NPCSC Revises Oath-Taking Provisions, Releases List of 13th NPC Delegates & Extends IPO Reform

The 12th NPC Standing Committee (NPCSC) concluded its last session on Saturday. First, it revised its Decision on Implementing the Constitutional Oath System (English translation here), adopted in mid-2015. It made threefold changes to the original Decision: (1) The oath is slightly modified based on President Xi Jinping’s report to the Party’s 19th Congress; (2) language relating to supervision commissions is inserted where appropriate; and (3) the national anthem is required to be played and sung at oath-taking ceremonies per the National Anthem Law enacted last year. We have translated the revised Decision here.

Next, the NPCSC renewed for two years its decision authorizing the State Council to reform the initial public offering (IPO) system to be registration-based as opposed to approval-based. The authorization was originally intended only as a stopgap measure while the NPCSC was deliberating comprehensive revisions to the Securities Law. But this effort has been delayed after China’s stock market crashed in summer 2015. And it appears from the explanation submitted by the China Securities Regulatory Commission that it has yet to actually start the registration-based IPO system reform. It had only taken some preparatory actions and has not formulated a specific plan to implement the reform. The reform authorization now expires on February 29, 2020.

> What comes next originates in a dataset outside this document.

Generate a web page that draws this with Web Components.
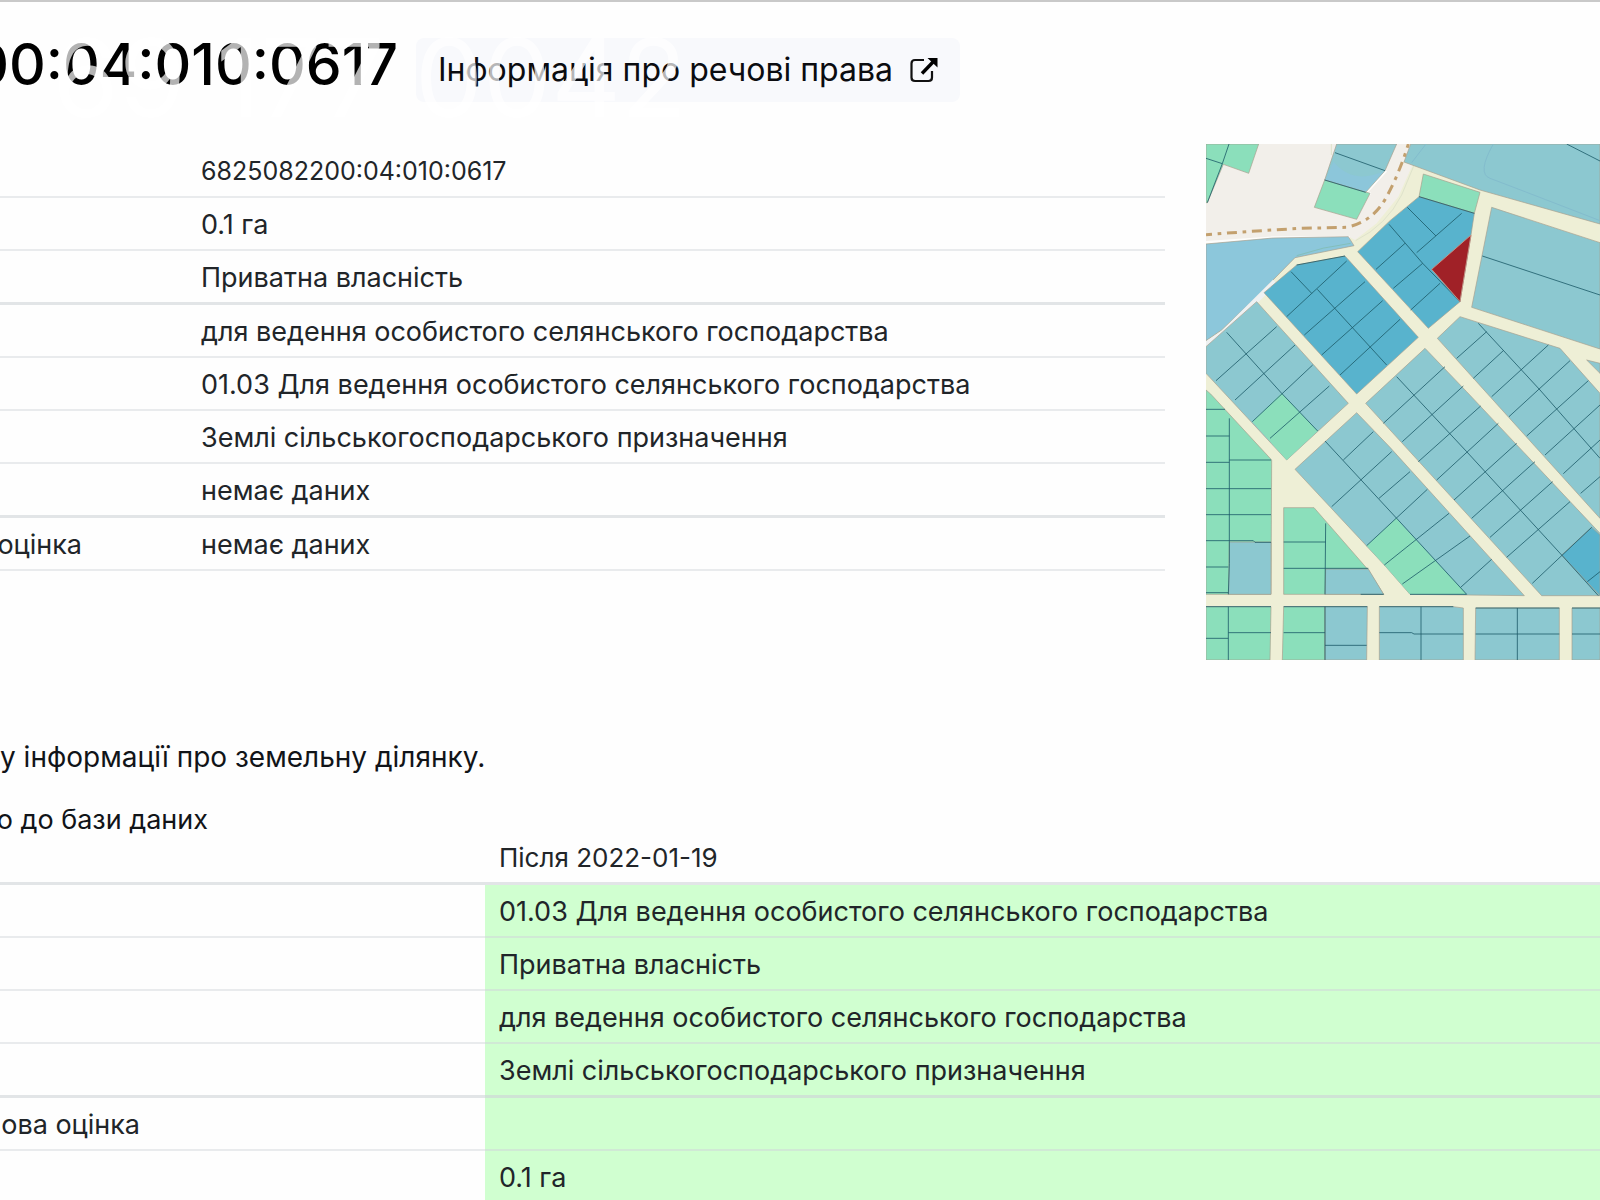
<!DOCTYPE html>
<html lang="uk">
<head>
<meta charset="utf-8">
<title>Земельна ділянка</title>
<style>
  body { margin: 0; background: #fefefe; overflow: hidden; font-family: Inter, "Noto Sans", sans-serif; color: #212529; }
</style>
</head>
<body>
<parcel-page></parcel-page>
<script>
function define(name, html, setup) {
  const t = document.createElement('template');
  t.innerHTML = html;
  customElements.define(name, class extends HTMLElement {
    connectedCallback() {
      if (this.shadowRoot) return;
      this.attachShadow({ mode: 'open' }).append(t.content.cloneNode(true));
      if (setup) setup(this);
    }
  });
}

define('clip-end', `
<style>
  :host { display: flex; justify-content: flex-end; overflow: hidden; white-space: nowrap; }
</style>
<span><slot></slot></span>`);

define('rights-link', `
<style>
  :host { display: block; }
  a { display: flex; align-items: center; gap: 17px; box-sizing: border-box; height: 64px; padding: 0 22px;
      background: #f8f9fc; border-radius: 8px; color: #0b0c10; text-decoration: none; font-size: 32px; line-height: 40px; white-space: nowrap; }
  svg { display: block; width: 28px; height: 26px; }
</style>
<a href="#rights"><slot></slot>
<svg viewBox="0 0 28 26" aria-hidden="true">
  <path d="M14 3H5Q1.5 3 1.5 6.500V20.500Q1.500 24 5 24H18.500Q22 24 22 20.500V14" fill="none" stroke="#111" stroke-width="2.200"/>
  <path d="M12 16.500 23 5" fill="none" stroke="#000" stroke-width="3.400"/>
  <path d="M17.500 1H27.500V10.500Z" fill="#000"/>
</svg></a>`);

define('page-header', `
<style>
  :host { display: flex; align-items: flex-start; gap: 18px; padding-top: 36px; height: 106px; box-sizing: border-box; border-top: 2px solid #c9c9c9; position: relative; }
  h1 { margin: 0; width: 398px; font-size: 57px; line-height: 54px; font-weight: 500; color: #000; }
  .stamp { position: absolute; left: 52px; top: 16px; font-size: 108px; line-height: 120px; color: rgba(255,255,255,.7); white-space: nowrap; pointer-events: none; }
</style>
<h1><clip-end>00:04:010:0617</clip-end></h1>
<rights-link>Інформація про речові права</rights-link>
<div class="stamp" aria-hidden="true">69 177 0042</div>`);

define('parcel-facts', `
<style>
  :host { display: block; padding-top: 1px; }
  table { width: 100%; border-collapse: separate; border-spacing: 0; table-layout: fixed; font-size: 27px; line-height: 31px; }
  th, td { padding: 11px 0 9px; height: 31px; font-weight: 400; text-align: left; border-bottom: 2px solid #e9ebed; white-space: nowrap; }
  th { width: 201px; }
  clip-end { width: 82px; }
  .strong > * { border-bottom: 3px solid #e2e5e7; }
  .num { font-size: 25px; }
</style>
<table><tbody>
<tr><th></th><td class="num">6825082200:04:010:0617</td></tr>
<tr><th></th><td>0.1 га</td></tr>
<tr class="strong"><th></th><td>Приватна власність</td></tr>
<tr><th></th><td>для ведення особистого селянського господарства</td></tr>
<tr><th></th><td>01.03 Для ведення особистого селянського господарства</td></tr>
<tr><th></th><td>Землі сільськогосподарського призначення</td></tr>
<tr class="strong"><th></th><td>немає даних</td></tr>
<tr><th scope="row"><clip-end>оцінка</clip-end></th><td>немає даних</td></tr>
</tbody></table>`);

define('change-table', `
<style>
  :host { display: block; }
  table { width: 100%; border-collapse: separate; border-spacing: 0; table-layout: fixed; font-size: 27px; line-height: 31px; }
  th, td { padding: 11px 0 9px; height: 31px; font-weight: 400; text-align: left; border-bottom: 2px solid #e9ebed; white-space: nowrap; }
  th:first-child { width: 485px; }
  thead th + th, td { padding-left: 14px; }
  td { background: #d0ffd0; border-color: #d0e9d5; }
  .strong > * { border-bottom-width: 3px; border-bottom-color: #e2e5e7; }
  .strong > td { border-bottom-color: #cfe3d5; }
  clip-end { width: 140px; }
  .num { font-size: 26px; }
</style>
<table>
<thead><tr class="strong"><th></th><th class="num" scope="col">Після 2022-01-19</th></tr></thead>
<tbody>
<tr><th></th><td>01.03 Для ведення особистого селянського господарства</td></tr>
<tr><th></th><td>Приватна власність</td></tr>
<tr><th></th><td>для ведення особистого селянського господарства</td></tr>
<tr class="strong"><th></th><td>Землі сільськогосподарського призначення</td></tr>
<tr><th scope="row"><clip-end>ова оцінка</clip-end></th><td></td></tr>
<tr><th></th><td>0.1 га</td></tr>
</tbody></table>`);

define('parcel-map', `
<style>
  :host { display: block; overflow: hidden; }
  svg { display: block; width: 100%; aspect-ratio: 394 / 516; }
  .t, .d, .g, .b { stroke: #a79f8d; stroke-width: 2; }
  .t { fill: #8cc8d0; } .d { fill: #58b3cd; } .g { fill: #8bdfbb; } .b { fill: #8cc7db; }
  .l { fill: none; stroke: #1b5a68; stroke-width: 3; opacity: .8; }
</style>
<svg viewBox="48 42 1182 1548" role="img" aria-label="Кадастрова карта">
<path fill="#eeefd6" d="M48 42H1230V1590H48Z"/>
<path fill="#f2efea" d="M48 42H665L640 98 668 104 625 200 560 280 495 330 480 322H250L48 340Z"/>
<path fill="none" stroke="#dfe3cb" stroke-width="3" d="M497 332Q590 285 635 195L672 106M424 42V75"/>
<path fill="none" stroke="#fdfdfb" stroke-width="8" d="M48 337 250 323H480M588 122 529 187 542 192"/>
<path class="b" d="M48 342 250 324 475 320 492 347 315 383 200 500 95 600 48 632Z"/>
<path fill="none" stroke="#7fb9a9" stroke-width="2" d="M320 377Q400 350 482 340"/>
<path fill="none" stroke="#eef1f2" stroke-width="17" d="M48 644 100 609 205 505 255 455"/>
<path class="g" d="M48 42H206L176 130 100 103 52 218H48Z"/>
<path class="l" d="M117 42 97 101 52 218M48 85 97 101"/>
<path class="t" d="M440 42H620L585 122 527 187 404 150Z"/>
<path fill="#8cc6da" d="M430 95Q490 165 582 124L527 185 406 149Z"/>
<path class="g" d="M404 150 540 190 500 268 373 232Z"/>
<path class="l" d="M435 68 585 122M404 150 527 187"/>
<path fill="none" stroke="#c3a06e" stroke-width="9" stroke-dasharray="30 17 11 17" stroke-dashoffset="12" d="M48 314 100 310 200 303 330 295 470 292Q550 275 590 200T655 42"/>
<path class="t" d="M662 42 642 96 870 180 1230 282V42Z"/>
<path fill="none" stroke="#83bccd" stroke-width="3" d="M910 42Q860 130 900 145 980 175 1230 272M708 42 665 98"/>
<path class="l" d="M1130 42 1230 93"/>
<path class="g" d="M700 132 870 187 853 250 687 200Z"/>
<path class="d" d="M687 200 853 250 843 315 810 515 715 595 503 365 600 272Z"/>
<path class="l" d="M687 200 853 250M597 283 698 400 810 515M652 232 738 318M815 250 680 368M645 340 558 418M698 400 610 475M750 460 662 540"/>
<path fill="#a02127" stroke="#c09083" stroke-width="3" d="M843 315 725 418 810 515Z"/>
<path class="d" d="M222 488 320 405 465 378 685 622 500 792Z"/>
<path class="l" d="M320 405 465 378M303 425 365 490M382 478 590 705M470 393 290 560M525 455 343 615M578 512 395 675M630 568 450 735"/>
<path class="t" d="M200 515 475 820 290 990 48 730V650Z"/>
<path fill="#8bdfbb" d="M187 875 275 790 383 903 290 990Z"/>
<path class="l" d="M110 607 275 790 383 903M260 590 78 752M315 645 135 810M368 705 187 875M418 768 240 925"/>
<path class="g" d="M48 780 62 792 245 990 243 1393H48Z"/>
<path class="t" d="M118 1236H243V1393H116Z"/>
<path class="l" d="M118 865V1300L115 1393M48 838H105M48 918H118M48 997H118M48 1076H243M48 1154H243M48 1232H190L195 1237H243M48 1311H115M48 1388H115M118 990H243"/>
<path class="g" d="M281 1133H372L535 1320 581 1393H281Z"/>
<path class="t" d="M407 1317H535L581 1393H405Z"/>
<path class="l" d="M407 1180 405 1393M281 1236H407M281 1315H535M512 1393H581"/>
<path class="t" d="M315 1018 500 848 600 952 1003 1397 660 1393 583 1305Z"/>
<path fill="#8bdfbb" d="M618 1165 830 1393H660L583 1305 530 1247Z"/>
<path class="l" d="M405 933 620 1165 830 1393H660M550 905 460 990M605 965 425 1130M660 1025 567 1105M712 1078 530 1247M777 1150 583 1305M840 1218 637 1362M905 1288 812 1372"/>
<path class="t" d="M705 655 830 785 1230 1210V1397H1055L527 820Z"/>
<path class="d" d="M1205 1192 1230 1215V1397L1115 1275Z"/>
<path class="l" d="M620 740 830 965 1115 1275 1225 1397M765 710 580 880M820 768 637 935M872 828 685 995M925 880 740 1050M980 940 792 1110M1035 995 845 1165M1088 1055 900 1222M1140 1115 950 1282M1205 1192 1027 1360M1230 1325 1192 1355"/>
<path class="t" d="M810 560 1110 655 1230 790V1165L742 625Z"/>
<path class="l" d="M865 580 1050 780 1230 985M890 605 800 685M940 662 850 745M1075 645 905 800M1140 692 957 860M1195 752 1010 918M1230 825 1065 975M1230 930 1120 1031M1230 1040 1172 1090"/>
<path class="t" d="M905 232 1230 338V657L845 532Z"/>
<path class="l" d="M877 378 1230 495"/>
<path class="t" d="M1190 690 1230 700V730Z"/>
<path class="g" d="M48 1430H243L240 1590H48ZM281 1430H405V1590H277Z"/>
<path class="t" d="M405 1430H532L530 1590H405ZM568 1430H790L820 1434V1590H568ZM857 1434H1108V1590H855ZM1146 1434H1230V1590H1146Z"/>
<path class="l" d="M115 1430V1590M48 1525H115M115 1508H243M48 1430H243M281 1430H532M281 1508H405M405 1430V1590M405 1546H530M568 1430H790M693 1430V1590M568 1508H665L672 1512H820M857 1434H1108M982 1434V1590M857 1512H1108M1146 1434H1230M1146 1512H1230"/>
</svg>`);

define('parcel-page', `
<style>
  :host { display: block; overflow: hidden; }
  .top { display: grid; grid-template-columns: minmax(0, 1165fr) minmax(0, 394fr); column-gap: 41px; padding-top: 38px; align-items: start; }
  p { margin: 0; font-size: 27px; line-height: 36px; color: #111418; white-space: nowrap; }
  .lead { font-size: 28px; }
  .notes { display: grid; row-gap: 27px; padding-top: 79px; }
  .notes clip-end { width: 208px; }
  change-table { margin-top: -7px; }
</style>
<page-header></page-header>
<main>
  <div class="top"><parcel-facts></parcel-facts><parcel-map></parcel-map></div>
  <div class="notes">
    <p class="lead">у інформації про земельну ділянку.</p>
    <p><clip-end>о до бази даних</clip-end></p>
  </div>
  <change-table></change-table>
</main>`);
</script>
</body>
</html>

Third, the NPCSC approved the results of elections of the delegates to the 13th NPC, which will first meet on March 5. The full list of the 2980 delegates is here (PDF) and includes only their genders and ethnicities besides their names and electoral units. Detailed information on the delegates is expected to be released after the NPC session concludes. The NPCSC Delegates Credentials Committee reported the following statistics in its report:

    • 742 (24.9%) delegates are female, up from 23.4% in the 12th NPC (see trend since 1988 in chart below);
    • 438 (14.7%) delegates are ethnic minorities, up from 13.69% in the 12th NPC and 2.7 percentage points higher than the proportion required by the guideline adopted by the NPC in March 2017 (“Guideline”; discussed here);
    • Party and government cadres take up 1011 (33.93%) seats, down from 34.88% in the 12th NPC;
    • “Front-line” workers and farmers are given 468 (15.7%) seats, up 2.28 points. 45 of them are migrant workers, compared to 31 in the 12th NPC;
    • Grassroots professionals are given 613 (20.57%) seats, three more than in the 12th NPC;
    • Overseas Chinese who have returned to the mainland are given 39 seats, four more than what the Guideline requires;
    • 769 (25.81%) delegates have been reelected, down from 34.38% in the 12th NPC.
13th NPC Female
Source: NPCSC Delegates Credentials Committee

Lastly, the NPCSC took the rare action of dismissing (撤职) a high-ranking State Council official: YANG Jing, a State Councilor and the Secretary General of the State Council. (The Communist Party’s Central Disciplinary Inspection Commission announced on the same day that it had sanctioned Yang for disciplinary violations.) In doing so, the NPCSC may have overstepped its authority (unless we have missed any relevant constitutional or statutory provision) because (1) it dismissed Yang on its own initiative, and (2) its decision was not promulgated by the President in a presidential order.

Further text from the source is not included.